Labor law makes running a union much simpler for union executives, just as it makes dealing with unions much easier for employers and the state alike. Indeed, it would seem that labor law is beneficial for everyone except actual workers. Whereas labor law gives generously to employers, and concedes much (though conditionally) to unions, labor law has only curtailed the power of workers.

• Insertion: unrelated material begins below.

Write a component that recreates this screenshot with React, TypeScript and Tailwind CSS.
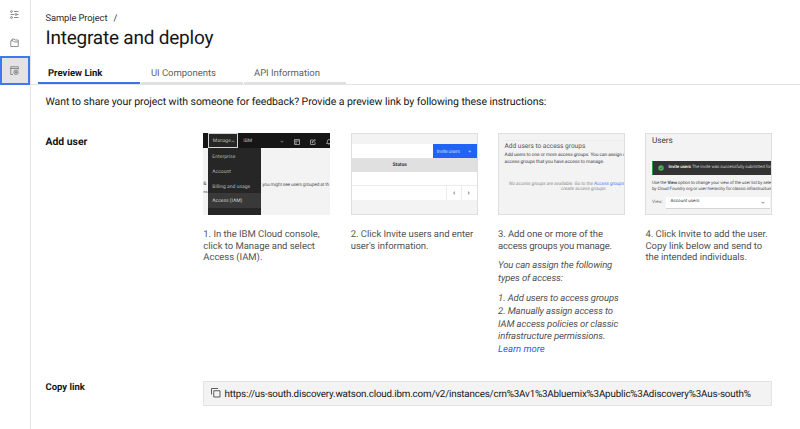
import type { ReactNode } from 'react';

function Row({ className = '', children }: { className?: string; children?: ReactNode }) {
  return <div className={`whitespace-nowrap ${className}`}>{children}</div>;
}

function Rail() {
  return (
    <nav className="flex w-[30.5px] shrink-0 flex-col border-r border-[#e3e3e3] text-[#6f6f6f]">
      <div className="flex h-7 items-center justify-center">
        <svg className="h-[9px] w-[9px]" viewBox="0 0 18 18" fill="none" stroke="currentColor" strokeWidth="1.6">
          <circle cx="3" cy="3" r="1.8" />
          <path d="M8 3h9" />
          <circle cx="12" cy="9" r="1.8" />
          <path d="M1 9h7M14 9h3" />
          <circle cx="3" cy="15" r="1.8" />
          <path d="M8 15h9" />
        </svg>
      </div>
      <div className="flex h-7 items-center justify-center">
        <svg className="h-[9px] w-[9px]" viewBox="0 0 18 18" fill="none" stroke="currentColor" strokeWidth="1.5">
          <path d="M1.500 17V5.500H6l2.500 2.500h8V17z" />
          <path d="M4 5.500V2h4l2 2h6.500v4" />
        </svg>
      </div>
      <div className="flex h-[28.500px] items-center justify-center border-2 border-[#3f78f3] bg-[#e3e3e3]">
        <svg className="h-[9px] w-[9px]" viewBox="0 0 18 18" fill="none" stroke="currentColor" strokeWidth="1.5">
          <path d="M6 17H1.500V1.500h15V7M1.500 5h15" />
          <circle cx="12" cy="12.500" r="4.500" />
          <circle cx="12" cy="12.500" r="1.500" fill="currentColor" />
        </svg>
      </div>
    </nav>
  );
}

function Thumb({ children }: { children: ReactNode }) {
  return (
    <div className="h-[82px] w-[127px] overflow-hidden border border-[#dedede] bg-[#f3f3f3]">{children}</div>
  );
}

function ConsoleThumb() {
  return (
    <div className="h-[82px] w-[127px] overflow-hidden bg-[#f3f3f3] text-[5px] leading-[7px]">
      <div className="flex h-[15px] items-center bg-[#161616] pl-[4.500px] text-[#b5b5b5]">
        <div className="flex h-[15.500px] w-[30.500px] shrink-0 items-center border border-[#d5d5d5] bg-[#262626] pt-[2px] pl-1">
          <span className="w-[18px]">Manage</span>
          <svg className="h-[3px] w-1" viewBox="0 0 8 5" fill="none" stroke="currentColor" strokeWidth="1.300"><path d="M1 4l3-3 3 3" /></svg>
        </div>
        <span className="ml-[5px] w-[37px] shrink-0 pt-[2px]">IBM</span>
        <svg className="mt-[1px] h-[3px] w-1 shrink-0" viewBox="0 0 8 5" fill="none" stroke="currentColor" strokeWidth="1.300"><path d="M1 1l3 3 3-3" /></svg>
        <svg className="mt-[2px] ml-[10px] h-[6px] w-[6px] shrink-0" viewBox="0 0 12 12" fill="none" stroke="currentColor" strokeWidth="1.500"><path d="M1 1h10v10H1zM1 4h10M4 4v7" /></svg>
        <svg className="mt-[2px] ml-[9.500px] h-[6px] w-[6px] shrink-0" viewBox="0 0 12 12" fill="none" stroke="currentColor" strokeWidth="1.500"><path d="M7 2H1v9h9V6M4 8l1-3 5-4 1 1-5 5z" /></svg>
        <svg className="mt-[2px] ml-[10px] h-[6px] w-[6px] shrink-0" viewBox="0 0 12 12" fill="none" stroke="currentColor" strokeWidth="1.500"><path d="M1 9l2-3V4a3 3 0 0 1 6 0v2l2 3zM5 11h2" /></svg>
      </div>
      <div className="flex h-[67px]">
        <div className="w-[4.500px] shrink-0 pt-[33px] text-[#525252]">
          <Row>&amp;</Row>
          <Row className="text-[4px]">ns</Row>
        </div>
        <div className="w-[53px] shrink-0 bg-[#262626] pt-[1px] text-[#b5b5b5]">
          <Row className="pt-[2px] pl-[4.500px] leading-[12.800px] tracking-[0.060px]">Enterprise</Row>
          <Row className="pt-[2px] pl-[4.500px] leading-[12.800px]">Account</Row>
          <Row className="pt-[2px] pl-[4.500px] leading-[12.800px]">Billing and usage</Row>
          <Row className="bg-[#393939] pt-[2px] pl-[4.500px] leading-[12.800px] text-[#d0d0d0]">Access (IAM)</Row>
        </div>
        <Row className="pt-[33.500px] pl-[1.500px] text-[4.700px] tracking-[-0.120px] text-[#525252]">you might see users grouped at th</Row>
      </div>
    </div>
  );
}

function InviteThumb() {
  return (
    <Thumb>
      <div className="mt-[10px] flex h-[14px] justify-end bg-white text-[5px] leading-[16px]">
        <div className="flex w-[44px] justify-between bg-[#2163f3] pr-[5.500px] pl-[4px] text-[#c5d7ff]">
          <span className="tracking-[-0.200px]">Invite users</span>
          <span>+</span>
        </div>
      </div>
      <div className="h-[14px] bg-[#e0e0e0] pr-7 text-center text-[5px] leading-[15px] font-bold text-[#3a3a3a]">
        <span className="ml-[-1px]">Status</span>
      </div>
      <div className="h-[14px] border-b border-[#ececec] bg-white" />
      <div className="flex h-[14px] justify-end bg-white text-[#a8a8a8]">
        <div className="flex w-[15.500px] items-center justify-center border-l border-[#ececec]">
          <svg className="h-[4px] w-[4px]" viewBox="0 0 4 4" fill="currentColor"><path d="M3 0v4L1 2z" /></svg>
        </div>
        <div className="flex w-[15.500px] items-center justify-center border-l border-[#ececec]">
          <svg className="h-[4px] w-[4px]" viewBox="0 0 4 4" fill="currentColor"><path d="M1 0v4l2-2z" /></svg>
        </div>
      </div>
    </Thumb>
  );
}

function GroupsThumb() {
  return (
    <Thumb>
      <div className="mt-[6px] ml-[5.500px] h-[1px] bg-[#ebebeb]" />
      <Row className="pl-[5.500px] text-[6.600px] leading-[11px] tracking-[-0.030px] text-[#555]">Add users to access groups</Row>
      <div className="pl-[5.500px] text-[4.800px] leading-[6.600px] text-[#3d3d3d]">
        <Row className="pt-[1px] tracking-[-0.070px]">Add users to one or more access groups. You can assign u</Row>
        <Row className="tracking-[-0.060px]">access groups that you have access to manage.</Row>
      </div>
      <div className="pt-[15.500px] pl-[10px] text-[4.800px] leading-[5.400px] text-[#8d8d8d] italic">
        <Row className="tracking-[-0.050px]">No access groups are available. Go to the <span className="text-[#4a80f5]">Access groups</span></Row>
        <Row className="pl-[52px]">create access groups.</Row>
      </div>
    </Thumb>
  );
}

function UsersThumb() {
  return (
    <Thumb>
      <Row className="pt-[2px] pl-[5.500px] text-[8.200px] leading-[11px] text-[#393939]">Users</Row>
      <div className="mt-[13.500px] ml-[5.500px] flex h-[14.500px] items-center border-l border-[#24a148] bg-[#333] pl-[5px] text-[4.500px] tracking-[-0.090px] text-[#c6c6c6]">
        <svg className="h-[6px] w-[6px] shrink-0" viewBox="0 0 12 12"><circle cx="6" cy="6" r="5.500" fill="#3fb95b" /><path d="M3.500 6l2 2 3-3.500" fill="none" stroke="#333" strokeWidth="1.300" /></svg>
        <Row className="pt-[2px] pl-[4.500px]"><b className="text-[#e5e5e5]">Invite users</b> The invite was successfully submitted for</Row>
      </div>
      <div className="pt-[6px] pl-[5.500px] text-[4.500px] leading-[6px] tracking-[-0.100px] text-[#4a4a4a]">
        <Row>Use the <b>View</b> option to change your view of the user list by selec</Row>
        <Row>by Cloud Foundry org or user hierarchy for classic infrastructure</Row>
      </div>
      <div className="mt-[4px] flex h-[11.500px] items-center pl-[5.500px] text-[4.500px] text-[#6f6f6f]">
        <span className="w-[14px] pt-[1px]">View:</span>
        <div className="flex h-full w-[104px] items-center justify-between border-b border-[#d5d5d5] bg-white pr-[5px] pl-[4.500px] text-[4.500px] text-[#393939]">
          <span className="pt-[1px]">Account users</span>
          <svg className="h-[3px] w-1" viewBox="0 0 8 5" fill="none" stroke="currentColor" strokeWidth="1.200"><path d="M1 1l3 3 3-3" /></svg>
        </div>
      </div>
    </Thumb>
  );
}

function Step({ thumb, children }: { thumb: ReactNode; children: ReactNode }) {
  return (
    <div className="w-[147.400px] shrink-0">
      {thumb}
      <div className="pt-[14px] text-[9.500px] leading-[11.650px] tracking-[-0.040px] text-[#525252]">{children}</div>
    </div>
  );
}

export default function App() {
  return (
    <div className="flex h-[429px] w-[800px] overflow-hidden bg-white font-['Roboto','Noto_Sans',sans-serif] text-[#161616] [text-rendering:geometricPrecision]">
      <Rail />
      <main className="min-w-0 flex-1">
        <header className="h-[84.500px] border-b border-[#e3e3e3]">
          <div className="pt-[12px] pl-[15px]">
            <Row className="flex h-[12px] gap-[6px] text-[9.400px] leading-[13px] tracking-[-0.100px] text-[#2b2b2b]">
              <span>Sample Project</span>
              <span>/</span>
            </Row>
            <Row className="h-[27px] text-[19px] leading-[27px] tracking-[-0.220px]">Integrate and deploy</Row>
          </div>
          <div className="flex gap-[1px] pt-[10px] pl-[7.500px] text-[9.500px] leading-[26px] tracking-[-0.040px] text-[#5f5f5f]">
            <Row className="h-[23px] w-[102px] border-b-2 border-[#3d72e4] pl-[10px] font-bold tracking-normal text-[#161616]">Preview Link</Row>
            <Row className="h-[23px] w-[102px] border-b-2 border-[#e0e0e0] pl-[10px]">UI Components</Row>
            <Row className="h-[23px] w-[102px] border-b-2 border-[#e0e0e0] pl-[10px]">API Information</Row>
          </div>
        </header>
        <div className="pl-[15px]">
          <Row className="pt-[10px] text-[10.500px] leading-[14px] tracking-[-0.068px]">
            Want to share your project with someone for feedback? Provide a preview link by following these instructions:
          </Row>
          <section className="flex h-[247.500px] pt-[24.500px]">
            <h2 className="w-[157.800px] shrink-0 text-[10.400px] leading-[18px] font-bold">Add user</h2>
            <Step thumb={<ConsoleThumb />}>
              <Row>1. In the IBM Cloud console,</Row>
              <Row>click to Manage and select</Row>
              <Row>Access (IAM).</Row>
            </Step>
            <Step thumb={<InviteThumb />}>
              <Row>2. Click Invite users and enter</Row>
              <Row>user's information.</Row>
            </Step>
            <Step thumb={<GroupsThumb />}>
              <Row className="tracking-[-0.100px]">3. Add one or more of the</Row>
              <Row className="tracking-[-0.180px]">access groups you manage.</Row>
              <div className="pt-[7.500px] leading-[12.800px] tracking-[-0.120px] italic">
                <Row>You can assign the following</Row>
                <Row>types of access:</Row>
                <Row className="pt-[7.500px]">1. Add users to access groups</Row>
                <Row>2. Manually assign access to</Row>
                <Row>IAM access policies or classic</Row>
                <Row>infrastructure permissions.</Row>
                <Row className="tracking-normal text-[#2163f3]">Learn more</Row>
              </div>
            </Step>
            <Step thumb={<UsersThumb />}>
              <Row>4. Click Invite to add the user.</Row>
              <Row>Copy link below and send to</Row>
              <Row>the intended individuals.</Row>
            </Step>
          </section>
          <section className="flex pt-[24.500px]">
            <h2 className="w-[157.500px] shrink-0 text-[9.500px] leading-[13.500px] font-bold">Copy link</h2>
            <div className="flex h-[25px] w-[569px] items-center border border-[#e3e3e3] bg-[#f3f3f3] pl-[7px]">
              <svg className="h-[9.500px] w-[9.500px] shrink-0 text-[#393939]" viewBox="0 0 19 19" fill="none" stroke="currentColor" strokeWidth="1.600">
                <path d="M5.500 5.500h12.500v12.500H5.500zM1 13V1h13" />
              </svg>
              <Row className="pt-[3px] pl-[4px] text-[9.800px] leading-[14px] tracking-[-0.178px]">
                https://us-south.discovery.watson.cloud.ibm.com/v2/instances/crn%3Av1%3Abluemix%3Apublic%3Adiscovery%3Aus-south%
              </Row>
            </div>
          </section>
        </div>
      </main>
    </div>
  );
}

Though it may be tempting to make the case that the state will only respond with an iron fist to public-sector unions, the truth is that both public- and private-sector unions must deal with the price of state recognition. The state regularly breaks strikes in the private sector – after all, it was the state’s iron-fisted response to private-sector strikes in 1934 which created these very laws! The trade-off between the comfort and security provided by the law, and the power it takes away from workers, is a price that all unions must grapple with – whether they are public or private, and whether they operate under the National Labor Relations Act, the Railway Labor Act, or any other labor law. Without state recognition, does the labor movement have the degree of workplace-level self-organization to survive? Indeed, if we took away state recognition altogether, would there be any real “labor movement” left?